Bosc pears are best for poaching. They hold up well, are delicious and make an easy, elegant looking dessert.

Poaching is simply simmering the pears in the liquid of your choice, until they are tender, not mushy.

Juice, wine, cider, sweetened water and more, all work. The more colorful the liquid, such as cranberry juice, the more colorful your pears.

Since we love raspberry sauce poured over the poached pears, I like to keep the color of the pear to show off the sauce.

4 Bosc pears, peeled, stem on, cored from bottom, trimmed to keep upright if needed

1 quart of liquid. I used water, but it could be juice, wine, cider or something else of your choice

A little honey (to taste)

A little brown sugar (to taste)

Cinnamon stick

1 tablespoon lemon juice and a strip of the lemon rind

Sauce: 16 ounces raspberries, liquefied in blender and strained

Heat liquid, adding honey and brown sugar until dissolved, lemon juice and rind. Place prepared pears in gently, simmering water, for about 15–20 minutes or so, until tender. (But not mushy!)

You can chill pears in liquid or remove and chill. I like to chill in fridge, pat with a bit of paper towel, and then carefully decorate with raspberry sauce.

Serve with additional sauce.

Note: Depending on liquid used, you might want to reduce liquid into a sauce to serve with pears.

Baked Pears

Bosc, Anjou and concords are great for baking, and recipes call for baking cut side up filled with what you fill a baked apple, such as cinnamon, sugar or honey, a teaspoon of butter or even nuts if you like.

Then you bake at 350 degrees, until tender.

While not considered the best for baking, Bartlett pears are what we like.

2 slightly under-ripe Bartlett pear halves, cored but not peeled

2–3 tablespoons butter

1/4 cup brown sugar, maple syrup or honey

Cream or ice cream

Heat oven to 350 degrees. Melt a 2–3 tablespoons of butter in bottom of 8x8 baking pan.

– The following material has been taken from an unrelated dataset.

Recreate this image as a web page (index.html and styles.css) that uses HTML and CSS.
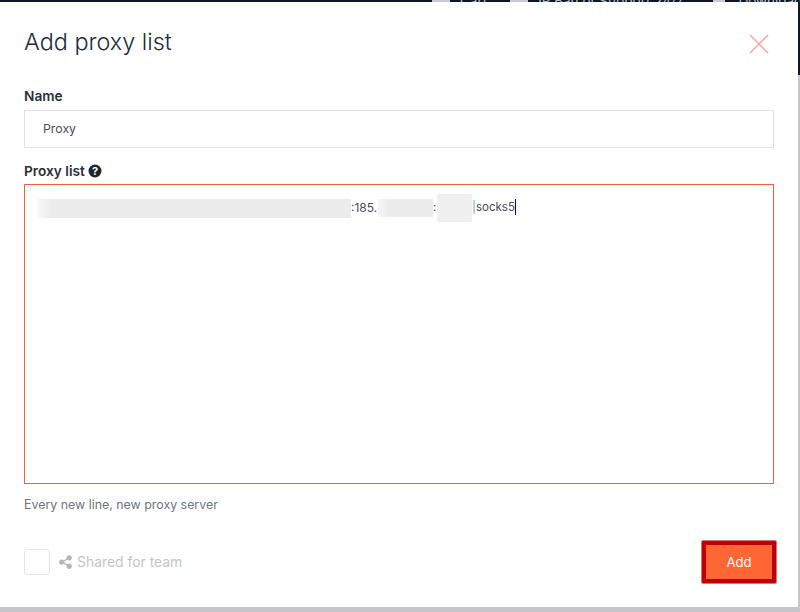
FILE: index.html
```html
<!DOCTYPE html>
<html lang="en">
<head>
    <meta charset="UTF-8">
    <title>Add proxy list</title>
    <link rel="stylesheet" href="styles.css">
</head>
<body>

<div class="topbar">
    <span class="top-icon top-icon-a"></span>
    <span class="top-item">Cart</span>
    <span class="top-icon top-icon-b"></span>
    <span class="top-item">IP Ban or Support 24/7</span>
    <span class="top-icon top-icon-c"></span>
    <span class="top-item">Download</span>
</div>

<div class="page-row">
    <div class="modal">
        <div class="modal-head">
            <h2>Add proxy list</h2>
            <svg class="close-icon" width="20" height="20" viewBox="0 0 20 20">
                <path d="M1 1L19 19M19 1L1 19" stroke="#ffa49c" stroke-width="1.5" fill="none"/>
            </svg>
        </div>

        <label class="field-label">Name</label>
        <div class="name-input">Proxy</div>

        <label class="field-label list-label">Proxy list
            <svg class="help-icon" width="14" height="14" viewBox="0 0 14 14">
                <circle cx="7" cy="7" r="6.5" fill="#212529"/>
                <text x="7" y="10.6" class="help-mark">?</text>
            </svg>
        </label>
        <div class="list-input">
            <div class="list-line">
                <span class="blur blur-a"></span><span class="list-text ip-start">:185.</span><span class="blur blur-b"></span><span class="list-text colon">:</span><span class="blur blur-c"></span><span class="list-text pipe">|</span><span class="list-text socks">socks5</span><span class="caret"></span>
            </div>
        </div>

        <p class="hint">Every new line, new proxy server</p>

        <div class="modal-foot">
            <div class="share">
                <span class="checkbox"></span>
                <svg class="share-icon" width="13" height="14" viewBox="0 0 13 14">
                    <path d="M3 7L10 3M3 7L10 11" stroke="#b5b5b5" stroke-width="1.4"/>
                    <circle cx="2.7" cy="7" r="2.6" fill="#b5b5b5"/>
                    <circle cx="10.2" cy="2.8" r="2.6" fill="#b5b5b5"/>
                    <circle cx="10.2" cy="11.2" r="2.6" fill="#b5b5b5"/>
                </svg>
                <span class="share-text">Shared for team</span>
            </div>
            <button type="button" class="add-btn">Add</button>
        </div>
    </div>

    <div class="side-strip"></div>
</div>

</body>
</html>
```

FILE: styles.css
```css
html, body {
    margin: 0;
    height: 100%;
}

body {
    width: 800px;
    height: 612px;
    overflow: hidden;
    background: #c6c6ca;
    font-family: Inter, "Open Sans", sans-serif;
    color: #212529;
}

.topbar {
    height: 2px;
    padding-left: 432px;
    background: #0f1726;
    overflow: hidden;
    display: flex;
    font-size: 13.5px;
    line-height: 2px;
    color: #b9c2d0;
    white-space: nowrap;
}

.top-icon {
    height: 2px;
    flex: none;
    background: #c9cbd0;
}

.top-icon-a {
    width: 18px;
    margin-right: 10px;
}

.top-icon-b {
    width: 18px;
    margin: 0 10px 0 23px;
}

.top-icon-c {
    width: 12px;
    margin: 0 13px 0 30px;
}

.page-row {
    display: flex;
    align-items: flex-start;
}

.modal {
    width: 798px;
    height: 605px;
    box-sizing: border-box;
    padding: 0 24px;
    background: #fff;
    flex: none;
}

.side-strip {
    width: 2px;
    height: 73px;
    background: #0f1726;
}

.modal-head {
    height: 86px;
    display: flex;
    justify-content: space-between;
    align-items: flex-start;
}

.modal-head h2 {
    margin: 25px 0 0;
    font-size: 23.4px;
    line-height: 30px;
    font-weight: 300;
    color: #212c3a;
}

.close-icon {
    margin: 32px 5px 0 0;
}

.field-label {
    display: block;
    font-size: 13.7px;
    line-height: 16px;
    font-weight: 600;
    margin-bottom: 6px;
    color: #2b2f36;
}

.name-input {
    height: 38px;
    box-sizing: border-box;
    border: 1px solid #e2e2e2;
    padding-left: 18px;
    font-size: 12.3px;
    line-height: 36px;
    color: #4d4d4d;
}

.list-label {
    margin: 15px 0 5px;
    display: flex;
    align-items: center;
    gap: 3px;
}

.help-mark {
    font-size: 11px;
    font-weight: 700;
    fill: #fff;
    text-anchor: middle;
}

.list-input {
    height: 300px;
    box-sizing: border-box;
    border: 1px solid #f0623a;
    padding: 13px 12px;
}

.list-line {
    display: flex;
    align-items: center;
    height: 20px;
    font-size: 11.5px;
    color: #444c58;
}

.list-text {
    flex: none;
    padding-bottom: 2px;
}

.ip-start {
    width: 27px;
    font-size: 12px;
}

.colon {
    width: 4px;
}

.blur {
    display: block;
    flex: none;
    background: #ececec;
}

.blur-a {
    width: 314px;
    height: 19px;
    background: linear-gradient(90deg, #f8f8f8, #ececec 14px);
}

.blur-b {
    width: 55px;
    height: 18px;
    background: linear-gradient(90deg, #f6f6f6, #ececec 10px);
}

.blur-c {
    width: 35px;
    height: 28px;
    background: #f0f0f0;
}

.pipe {
    width: 4px;
    color: #5f9bd8;
}

.caret {
    width: 1px;
    height: 16px;
    margin-bottom: 2px;
    background: #111;
}

.hint {
    margin: 13px 0 0;
    font-size: 12.4px;
    line-height: 16px;
    color: #6c757d;
}

.modal-foot {
    margin-top: 28px;
    display: flex;
    justify-content: space-between;
    align-items: center;
}

.share {
    display: flex;
    align-items: center;
}

.checkbox {
    width: 24px;
    height: 24px;
    border: 1px solid #e4e4e4;
    border-radius: 3px;
    margin-right: 9px;
}

.share-icon {
    margin-right: 5px;
}

.share-text {
    font-size: 13.9px;
    color: #c4c4c4;
}

.add-btn {
    width: 74px;
    height: 42px;
    box-sizing: border-box;
    margin-right: -2px;
    background: #ff6633;
    color: #fff;
    border: 4px solid #c00000;
    border-radius: 1px;
    box-shadow: 0 0 0 1px #e0707c;
    font-family: inherit;
    font-size: 13.2px;
    padding: 0;
}
```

Stir in brown sugar, maple syrup or honey. Place pears in pan cut-side down. Bake for about 30 minutes or until tender and browned.

Serve with a little cream, ice cream or, as I did, in a salad!

Note: You also can just brush pears with a little oil and bake. It works great, even on the grill.


My pear salad includes mixed greens, chopped toasted hazelnuts (or pecans/walnuts), fresh Parmigiano Reggiano shards, (fresh Parmesan or Gouda could be used), roasted golden beets and cut up baked pear. Top with a sliced baked pear half.

I served this salad with a balsamic/basil/olive oil/pear dressing. The sweetness of the pear is complement-ed by the balsamic.

To make it, blend two parts olive oil to one part balsamic vinegar plus a leaf or two of basil and a chunk of pear.